To be a non-vintage Champagne – that means no age statement or year placed on the bottle, the normal production and regular product presentation of the winery – you have to plan inventory a minimum of 18 months ahead of time.

Once the product goes into the bottle, it cannot be removed, and the bottles must stay “down” in the cellar or cave for a minimum of 18 months for a non-vintage. You cannot transfer the liquid out of the bottle, so whatever bottles you want to sell, you have to start with. In practice, no one really lets it out before two years.

For a vintage, which means that all of the grapes in the bottle were harvested in the same year, and that year is noted on the bottle – this is the artistic expression of the winery, which varies with interpretation of the central expression around the best harvest over many seasons – you have to plan four years out. It is must be in the bottle a minimum of four years – no transferring.

Note there is a special exception of super large formats, which I suppose the C.I.V.C. understands would be impractical to “riddle” or turn to manage the sediment. So, you have to have the bottles aging for at least four years for a vintage.

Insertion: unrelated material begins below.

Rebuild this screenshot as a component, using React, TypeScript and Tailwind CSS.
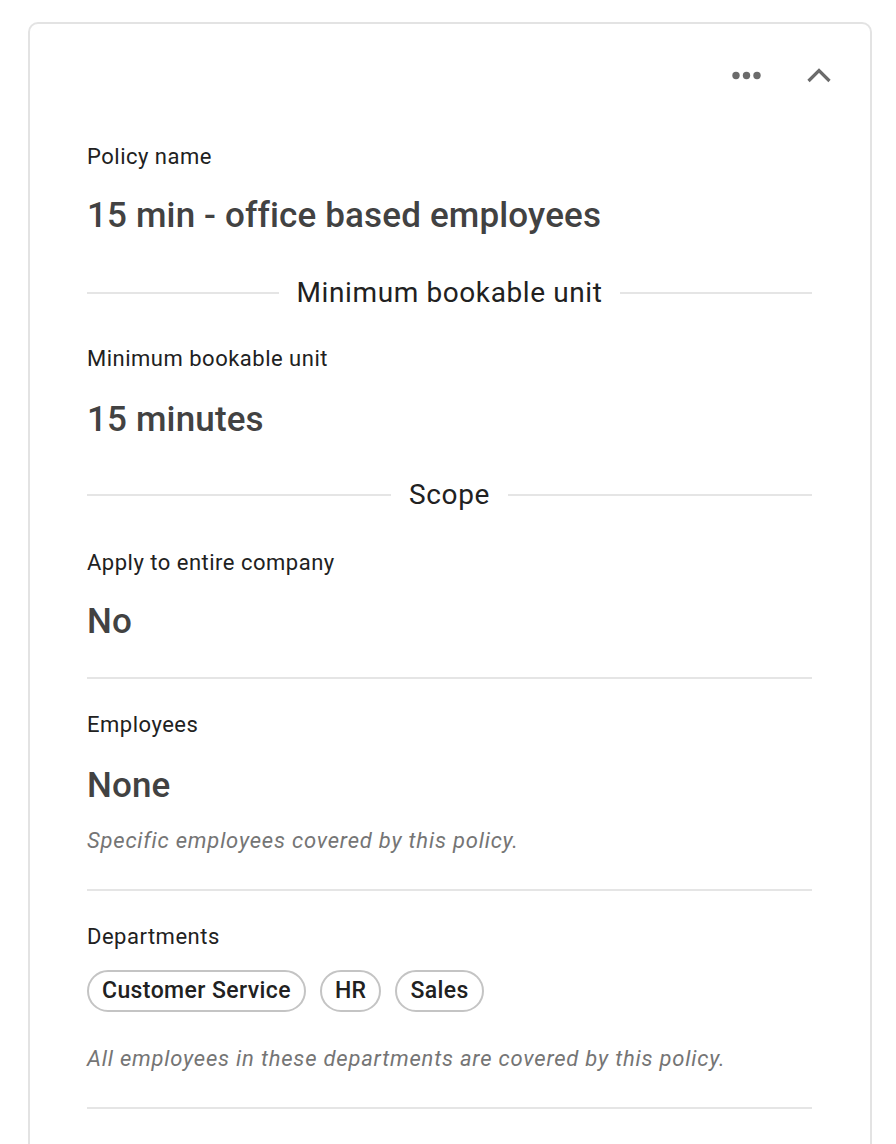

Remember that this is not like aging barrels of spirits, which can continue to be blended after period of aging, which can be moved around and resold in different combination, as a bulk product.

With Champagne, what is down in the bottle is the actual product that is going to have a label put on and go to market.

WHEN WE celebrate a promotion, birthday or wedding and we open a vintage Champagne, that exact specific bottle was sitting down in a French cave for at least four years – usually six years and longer – after centuries of cultivation of the vineyard itself.

I have skipped over the things that must be done to the bottles in the caves – that is well covered elsewhere – but every step is a regulated process.

Fortunately, the bottles are not typically exploding in our hands anymore, but there is a good reason why this product is perceived to be rare and expensive. It actually is.